Enable the new Rails connection handling (gitlab-org/gitlab!63816 (merged)) that is in preparation for multiple database handling. It should have no impact for Rails applications that use a single database connection. But because this changes a key Rails method for the application to establish the the database connection on startup, we play it safe by rolling this out progressively - see gitlab-org/gitlab!63816 (merged) for details
Change Details
- Services Impacted - ServiceWeb ServiceAPI ServiceSidekiq
-
Change Technician -
@tkuah
-
Change Reviewer -
@hphilipps
- Time tracking - unknown
- Downtime Component - none
Detailed steps for the change
Pre-Change Steps - steps to be completed before execution of the change
Estimated Time to Complete (mins) - 1 minute
-
Merge gitlab-org/gitlab!63816 (merged) -
Create MRs for VMs and K8s to set ENABLE_RAILS_61_CONNECTION_HANDLING
env var -
Set label changein-progress on this issue
Change Steps - steps to take to execute the change
Estimated Time to Complete (mins) - Estimated Time to Complete in Minutes
-
Merge gitlab-com/gl-infra/k8s-workloads/gitlab-com!943 (merged) -
Merge https://gitlab.com/gitlab-com/gl-infra/chef-repo/-/merge_requests/136 -
Rollout the config changes (Not sure if anything needs to be done here or if it's automatic after above MRs are merged). -
Either HUP each Rails process, or wait for the next auto-deploy. Or does the config rollout HUP rails process ?

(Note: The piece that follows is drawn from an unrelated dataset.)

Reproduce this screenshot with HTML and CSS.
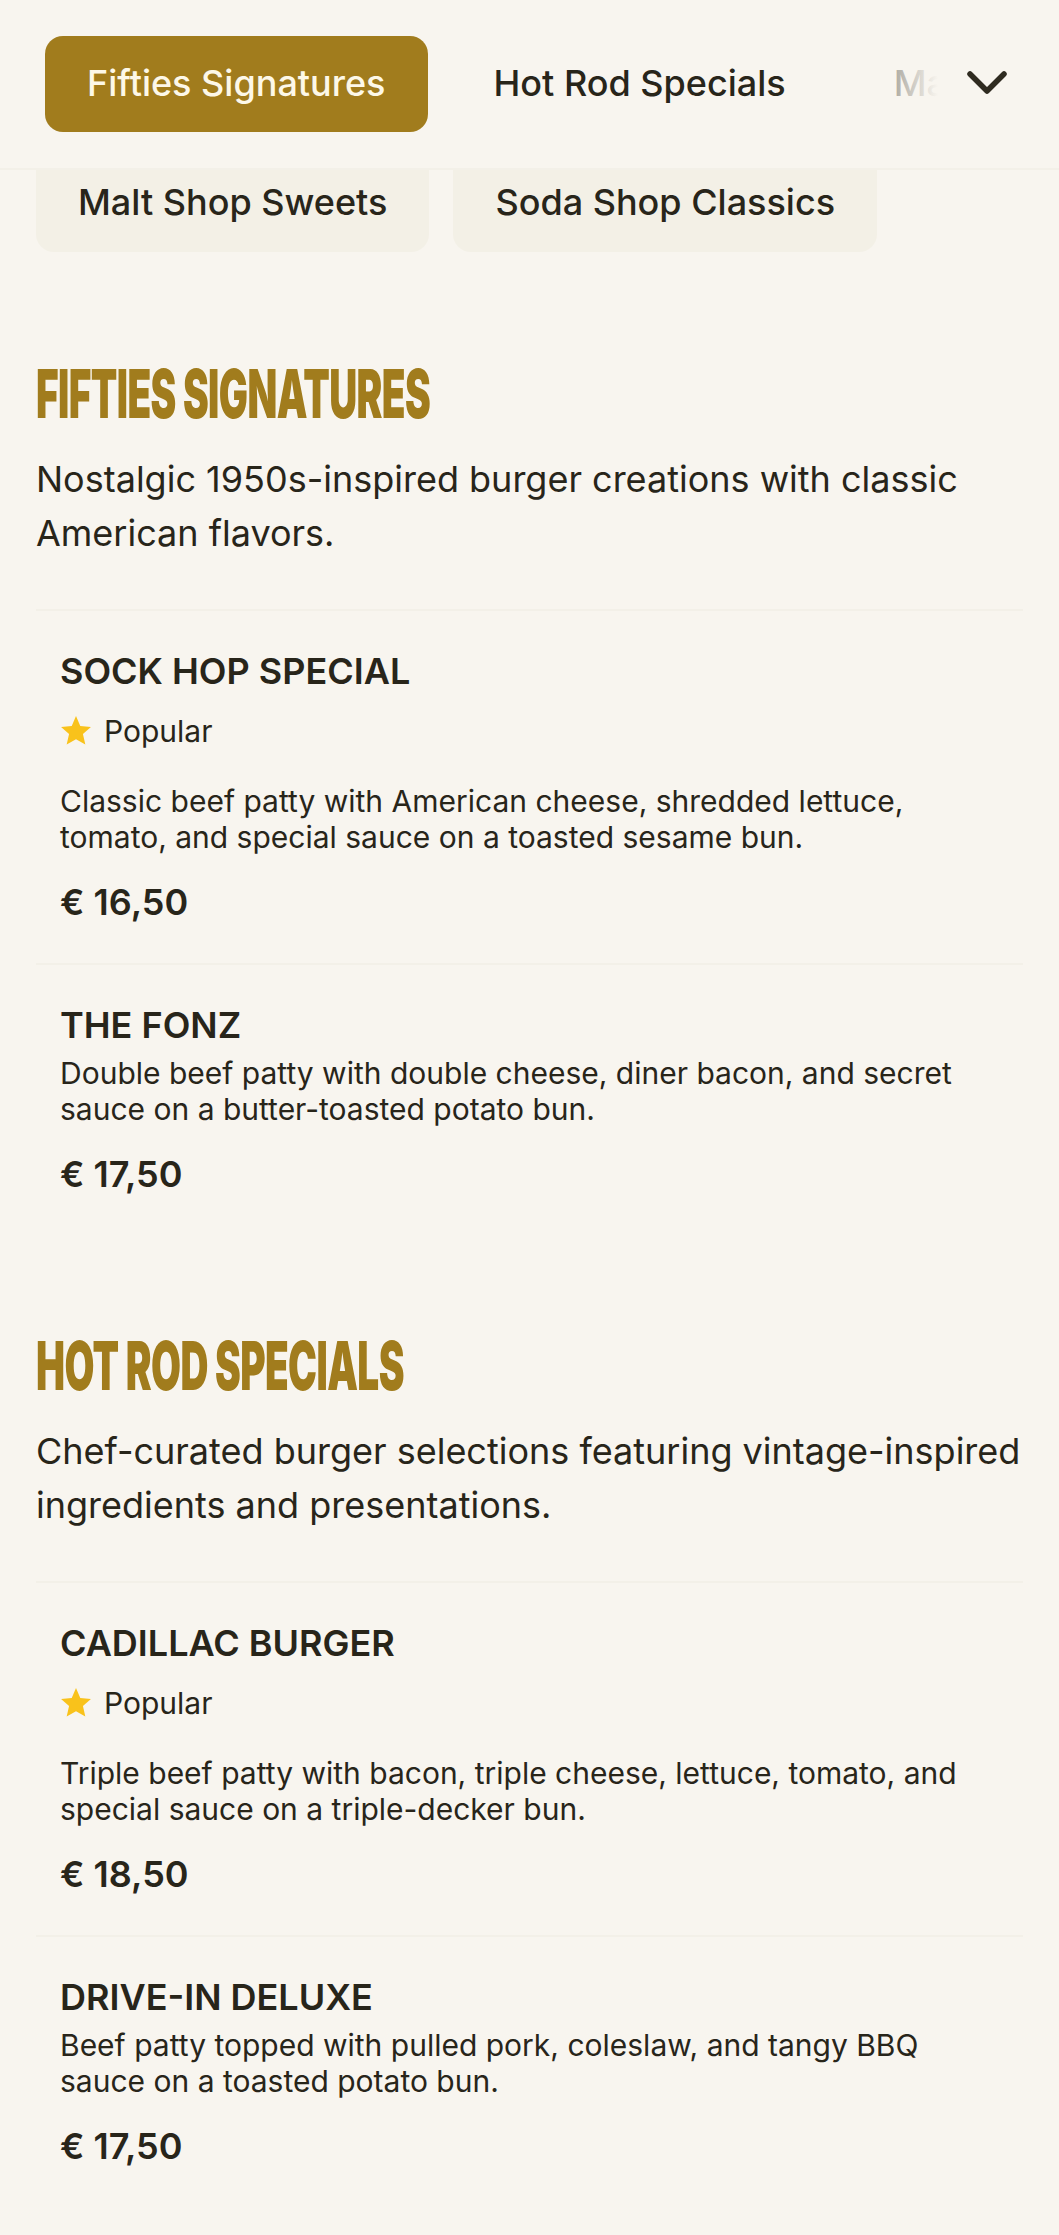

Post-Change Steps - steps to take to verify the change
Estimated Time to Complete (mins) - Estimated Time to Complete in Minutes
-
The main thing is that the application can still connect to the database and make queries such as Project.first
, etc. We can check this by just hitting any page on https://staging.gitlab.com, or via Rails console -
Log into a VM / host where the host has the new env var -
In a new rails console, we can check what mode we are in with the following:
Old connection handling
> ActiveRecord::Base.connection_handler.send(:owner_to_pool_manager).values.first.class
=> ActiveRecord::ConnectionAdapters::LegacyPoolManager
New connection handling
ActiveRecord::Base.connection_handler.send(:owner_to_pool_manager).values.first.class
=> ActiveRecord::ConnectionAdapters::PoolManager
Rollback
Rollback steps - steps to be taken in the event of a need to rollback this change
Estimated Time to Complete (mins) - Estimated Time to Complete in Minutes
-
Revert above TBC MRs (Set ENABLE_RAILS_61_CONNECTION_HANDLING env variable to false
) -
HUP each Rails process
Monitoring
Key metrics to observe
- Metric: rails_db_connection_pool component saturation: Rails DB Connection Pool Utilization
- Location:
- https://dashboards.gitlab.net/d/web-main/web-overview?viewPanel=391047339&orgId=1&var-PROMETHEUS_DS=Global&var-environment=gstg&var-stage=main for web
- https://dashboards.gitlab.net/d/api-main/api-overview?viewPanel=391047339&orgId=1&var-PROMETHEUS_DS=Global&var-environment=gstg&var-stage=main for api
- https://dashboards.gitlab.net/d/sidekiq-main/sidekiq-overview?viewPanel=391047339&orgId=1&var-PROMETHEUS_DS=Global&var-environment=gstg&var-stage=main for sidekiq
- What changes to this metric should prompt a rollback: If the saturation drops to 0, then that would mean something went wrong with DB connections from Rails.
- Location:
- Metric: Web service error ratio
- Location: https://dashboards.gitlab.net/d/web-main/web-overview?orgId=1&var-PROMETHEUS_DS=Global&var-environment=gstg&var-stage=main
- What changes to this metric should prompt a rollback: increased rate of errors
- Metric: Sidekiq service error ratio
- Location: https://dashboards.gitlab.net/d/sidekiq-main/sidekiq-overview?orgId=1&var-PROMETHEUS_DS=Global&var-environment=gstg&var-stage=main
- What changes to this metric should prompt a rollback: increased rate of errors
Summary of infrastructure changes
- [-] Does this change introduce new compute instances? No
- [-] Does this change re-size any existing compute instances? No
- [-] Does this change introduce any additional usage of tooling like Elastic Search, CDNs, Cloudflare, etc? No
Summary of the above
Changes checklist
-
This issue has a criticality label (e.g. C1, C2, C3, C4) and a change-type label (e.g. changeunscheduled, changescheduled) based on the Change Management Criticalities. -
This issue has the change technician as the assignee. -
Pre-Change, Change, Post-Change, and Rollback steps and have been filled out and reviewed. -
Necessary approvals have been completed based on the Change Management Workflow. -
Change has been tested in staging and results noted in a comment on this issue. -
A dry-run has been conducted and results noted in a comment on this issue. -
SRE on-call has been informed prior to change being rolled out. (In #production channel, mention @sre-oncall
and this issue and await their acknowledgement.) -
There are currently no active incidents.